In 1936, Hu joined an expeditionary force led by Zhang Guotao. The objective of Zhang's 21,800+ strong force, was to cross the Yellow River, to expand the communist base west of Shaanxi, and to link up with forces from the Soviet Union or with the Xinjiang warlord Sheng Shicai, who was an ally of the communists and the Soviet Union. Zhang Guotao's forces were soundly defeated by the local Nationalist warlords, the Ma clique. Hu Yaobang, along with Qin Jiwei, became two of the thousands of prisoners-of-war captured by Ma clique's forces. Hu was one of only 1,500 prisoners-of-war whom Ma Bufang decided to use as forced labor rather than execute.

1930

Hu befriended and worked closely with Deng Xiaoping in the 1930s. In the 1940s, Hu worked under Deng as a political commissar in the Second Field Army.
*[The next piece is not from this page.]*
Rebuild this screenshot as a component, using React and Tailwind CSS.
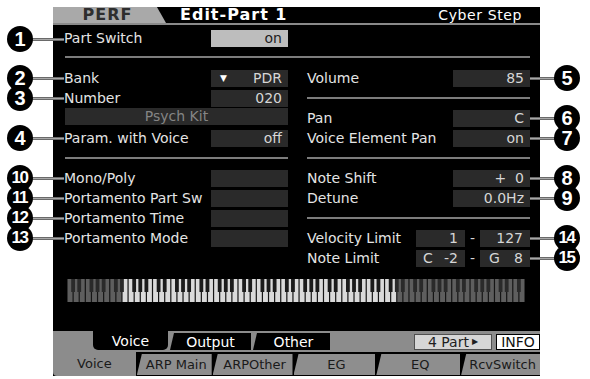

In the final stages of the Chinese Civil War, Hu accompanied Deng to Sichuan, and communist forces successfully took control of the province from Nationalist forces in 1949.

1915

Hu Yaobang (Chinese: 胡耀邦; pinyin: Hú Yàobāng; 20 November 1915 – 15 April 1989) was a high-ranking official of the People's Republic of China. He held the top office of the Chinese Communist Party (CCP) from 1981 to 1987, first as Chairman from 1981 to 1982, then as General Secretary from 1982 to 1987. Hu joined the CCP in the 1930s, and rose to prominence as a comrade of Deng Xiaoping. During the Cultural Revolution (1966–1976), Hu was purged, recalled, and purged again by Mao Zedong.